■ **GIVEN DATA**:
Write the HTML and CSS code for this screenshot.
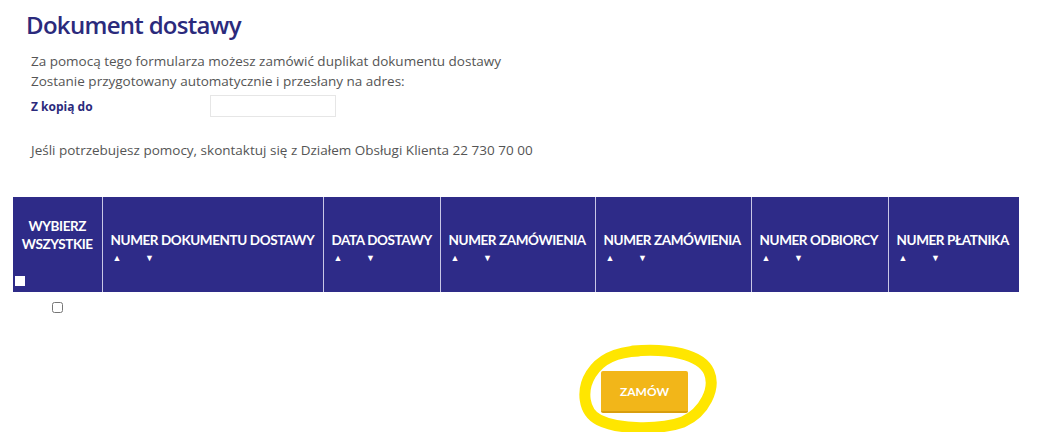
FILE: index.html
```html
<!DOCTYPE html>
<html lang="pl">
<head>
  <meta charset="UTF-8">
  <title>Dokument dostawy</title>
  <link rel="stylesheet" href="styles.css">
</head>
<body>
  <div class="page">
    <h1 class="title">Dokument dostawy</h1>
    <div class="intro">
      <p>Za pomocą tego formularza możesz zamówić duplikat dokumentu dostawy</p>
      <p>Zostanie przygotowany automatycznie i przesłany na adres:</p>
    </div>
    <div class="copy-row">
      <label for="copyTo">Z kopią do</label>
      <input type="text" id="copyTo">
    </div>
    <p class="help">Jeśli potrzebujesz pomocy, skontaktuj się z Działem Obsługi Klienta 22 730 70 00</p>

    <table class="docs">
      <thead>
        <tr>
          <th class="col-select">
            <div class="select-all">WYBIERZ<br>WSZYSTKIE</div>
            <span class="check-white"></span>
          </th>
          <th class="col-doc"><div class="head">NUMER DOKUMENTU DOSTAWY</div><div class="sort"><span>&#9650;</span><span>&#9660;</span></div></th>
          <th class="col-date"><div class="head">DATA DOSTAWY</div><div class="sort"><span>&#9650;</span><span>&#9660;</span></div></th>
          <th class="col-order"><div class="head">NUMER ZAMÓWIENIA</div><div class="sort"><span>&#9650;</span><span>&#9660;</span></div></th>
          <th class="col-order2"><div class="head">NUMER ZAMÓWIENIA</div><div class="sort"><span>&#9650;</span><span>&#9660;</span></div></th>
          <th class="col-recv"><div class="head">NUMER ODBIORCY</div><div class="sort"><span>&#9650;</span><span>&#9660;</span></div></th>
          <th class="col-payer"><div class="head">NUMER PŁATNIKA</div><div class="sort"><span>&#9650;</span><span>&#9660;</span></div></th>
        </tr>
      </thead>
      <tbody>
        <tr>
          <td class="cell-check"><input type="checkbox"></td>
          <td></td><td></td><td></td><td></td><td></td><td></td>
        </tr>
      </tbody>
    </table>

    <div class="actions">
      <button class="order-btn">ZAMÓW</button>
      <!-- yellow hand-drawn marker around the button -->
      <svg class="marker" width="150" height="96" viewBox="0 0 150 96">
        <path d="M60 9 C95 6 128 12 136 30 C143 46 132 70 110 80 C88 88 46 88 26 78 C10 70 8 48 18 32 C28 16 44 10 66 9"
              fill="none" stroke="#ffe600" stroke-width="11" stroke-linecap="round"/>
      </svg>
    </div>
  </div>
</body>
</html>
```

FILE: styles.css
```css
* {
  margin: 0;
  padding: 0;
  box-sizing: border-box;
}

body {
  font-family: 'Open Sans', 'Noto Sans', sans-serif;
  background-color: #fff;
  color: #555;
  overflow: hidden;
}

.page {
  padding: 8px 0 0 13px;
}

.title {
  font-size: 24px;
  font-weight: 600;
  color: #2b2a7c;
  margin-left: 13px;
  line-height: 34px;
  letter-spacing: -0.7px;
}

.intro {
  margin: 9px 0 0 18px;
  font-size: 13.5px;
  line-height: 20px;
}

.copy-row {
  display: flex;
  align-items: center;
  margin: 4px 0 0 18px;
  height: 22px;
}

.copy-row label {
  width: 179px;
  font-size: 12px;
  font-weight: 700;
  color: #2b2a7c;
}

.copy-row input {
  width: 126px;
  height: 22px;
  border: 1px solid #e6e6e6;
  outline: none;
}

.help {
  margin: 23px 0 0 18px;
  font-size: 13.5px;
  line-height: 20px;
}

.docs {
  margin-top: 37px;
  width: 1006px;
  border-collapse: collapse;
  table-layout: fixed;
}

.docs th {
  background-color: #2e2b88;
  color: #fff;
  font-family: 'Lato', sans-serif;
  font-weight: 700;
  font-size: 13.5px;
  text-align: left;
  vertical-align: middle;
  border-left: 1px solid #c9c7e6;
  padding: 6px 0 0 8px;
  height: 95px;
  white-space: nowrap;
  letter-spacing: -0.4px;
}

.docs th:first-child {
  border-left: none;
}

.col-select { width: 89px; position: relative; }
.col-doc { width: 221px; }
.col-date { width: 117px; }
.col-order { width: 155px; }
.col-order2 { width: 156px; }
.col-recv { width: 137px; }
.col-payer { width: 131px; }

.docs th.col-select {
  padding: 0;
  text-align: center;
  vertical-align: top;
}

.select-all {
  margin-top: 20px;
  line-height: 18px;
}

.check-white {
  position: absolute;
  left: 2px;
  bottom: 6px;
  width: 10px;
  height: 10px;
  background-color: #fff;
}

.sort {
  display: flex;
  gap: 24px;
  font-size: 9px;
  margin: 4px 0 0 2px;
  line-height: 12px;
}

.docs td {
  height: 29px;
}

.cell-check {
  text-align: center;
}

.cell-check input {
  width: 11px;
  height: 11px;
  margin-top: 4px;
}

.actions {
  position: relative;
  margin: 21px 0 0 588px;
  height: 90px;
}

.order-btn {
  margin-top: 29px;
  width: 87px;
  height: 42px;
  background-color: #f2b619;
  border: none;
  border-bottom: 2px solid #d89e0e;
  color: #fff;
  font-family: 'Lato', sans-serif;
  font-weight: 700;
  font-size: 12px;
  border-radius: 2px;
}

.marker {
  position: absolute;
  left: -28px;
  top: 0;
}
```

■ **GIVEN EXERCISE**:
Keep the pictures out of the copy and return the rest of the data above exactly.

■ **RESULT FOR THIS TASK**:
Write the HTML and CSS code for this screenshot.
FILE: index.html
```html
<!DOCTYPE html>
<html lang="pl">
<head>
  <meta charset="UTF-8">
  <title>Dokument dostawy</title>
  <link rel="stylesheet" href="styles.css">
</head>
<body>
  <div class="page">
    <h1 class="title">Dokument dostawy</h1>
    <div class="intro">
      <p>Za pomocą tego formularza możesz zamówić duplikat dokumentu dostawy</p>
      <p>Zostanie przygotowany automatycznie i przesłany na adres:</p>
    </div>
    <div class="copy-row">
      <label for="copyTo">Z kopią do</label>
      <input type="text" id="copyTo">
    </div>
    <p class="help">Jeśli potrzebujesz pomocy, skontaktuj się z Działem Obsługi Klienta 22 730 70 00</p>

    <table class="docs">
      <thead>
        <tr>
          <th class="col-select">
            <div class="select-all">WYBIERZ<br>WSZYSTKIE</div>
            <span class="check-white"></span>
          </th>
          <th class="col-doc"><div class="head">NUMER DOKUMENTU DOSTAWY</div><div class="sort"><span>&#9650;</span><span>&#9660;</span></div></th>
          <th class="col-date"><div class="head">DATA DOSTAWY</div><div class="sort"><span>&#9650;</span><span>&#9660;</span></div></th>
          <th class="col-order"><div class="head">NUMER ZAMÓWIENIA</div><div class="sort"><span>&#9650;</span><span>&#9660;</span></div></th>
          <th class="col-order2"><div class="head">NUMER ZAMÓWIENIA</div><div class="sort"><span>&#9650;</span><span>&#9660;</span></div></th>
          <th class="col-recv"><div class="head">NUMER ODBIORCY</div><div class="sort"><span>&#9650;</span><span>&#9660;</span></div></th>
          <th class="col-payer"><div class="head">NUMER PŁATNIKA</div><div class="sort"><span>&#9650;</span><span>&#9660;</span></div></th>
        </tr>
      </thead>
      <tbody>
        <tr>
          <td class="cell-check"><input type="checkbox"></td>
          <td></td><td></td><td></td><td></td><td></td><td></td>
        </tr>
      </tbody>
    </table>

    <div class="actions">
      <button class="order-btn">ZAMÓW</button>
      <!-- yellow hand-drawn marker around the button -->
      <svg class="marker" width="150" height="96" viewBox="0 0 150 96">
        <path d="M60 9 C95 6 128 12 136 30 C143 46 132 70 110 80 C88 88 46 88 26 78 C10 70 8 48 18 32 C28 16 44 10 66 9"
              fill="none" stroke="#ffe600" stroke-width="11" stroke-linecap="round"/>
      </svg>
    </div>
  </div>
</body>
</html>
```

FILE: styles.css
```css
* {
  margin: 0;
  padding: 0;
  box-sizing: border-box;
}

body {
  font-family: 'Open Sans', 'Noto Sans', sans-serif;
  background-color: #fff;
  color: #555;
  overflow: hidden;
}

.page {
  padding: 8px 0 0 13px;
}

.title {
  font-size: 24px;
  font-weight: 600;
  color: #2b2a7c;
  margin-left: 13px;
  line-height: 34px;
  letter-spacing: -0.7px;
}

.intro {
  margin: 9px 0 0 18px;
  font-size: 13.5px;
  line-height: 20px;
}

.copy-row {
  display: flex;
  align-items: center;
  margin: 4px 0 0 18px;
  height: 22px;
}

.copy-row label {
  width: 179px;
  font-size: 12px;
  font-weight: 700;
  color: #2b2a7c;
}

.copy-row input {
  width: 126px;
  height: 22px;
  border: 1px solid #e6e6e6;
  outline: none;
}

.help {
  margin: 23px 0 0 18px;
  font-size: 13.5px;
  line-height: 20px;
}

.docs {
  margin-top: 37px;
  width: 1006px;
  border-collapse: collapse;
  table-layout: fixed;
}

.docs th {
  background-color: #2e2b88;
  color: #fff;
  font-family: 'Lato', sans-serif;
  font-weight: 700;
  font-size: 13.5px;
  text-align: left;
  vertical-align: middle;
  border-left: 1px solid #c9c7e6;
  padding: 6px 0 0 8px;
  height: 95px;
  white-space: nowrap;
  letter-spacing: -0.4px;
}

.docs th:first-child {
  border-left: none;
}

.col-select { width: 89px; position: relative; }
.col-doc { width: 221px; }
.col-date { width: 117px; }
.col-order { width: 155px; }
.col-order2 { width: 156px; }
.col-recv { width: 137px; }
.col-payer { width: 131px; }

.docs th.col-select {
  padding: 0;
  text-align: center;
  vertical-align: top;
}

.select-all {
  margin-top: 20px;
  line-height: 18px;
}

.check-white {
  position: absolute;
  left: 2px;
  bottom: 6px;
  width: 10px;
  height: 10px;
  background-color: #fff;
}

.sort {
  display: flex;
  gap: 24px;
  font-size: 9px;
  margin: 4px 0 0 2px;
  line-height: 12px;
}

.docs td {
  height: 29px;
}

.cell-check {
  text-align: center;
}

.cell-check input {
  width: 11px;
  height: 11px;
  margin-top: 4px;
}

.actions {
  position: relative;
  margin: 21px 0 0 588px;
  height: 90px;
}

.order-btn {
  margin-top: 29px;
  width: 87px;
  height: 42px;
  background-color: #f2b619;
  border: none;
  border-bottom: 2px solid #d89e0e;
  color: #fff;
  font-family: 'Lato', sans-serif;
  font-weight: 700;
  font-size: 12px;
  border-radius: 2px;
}

.marker {
  position: absolute;
  left: -28px;
  top: 0;
}
```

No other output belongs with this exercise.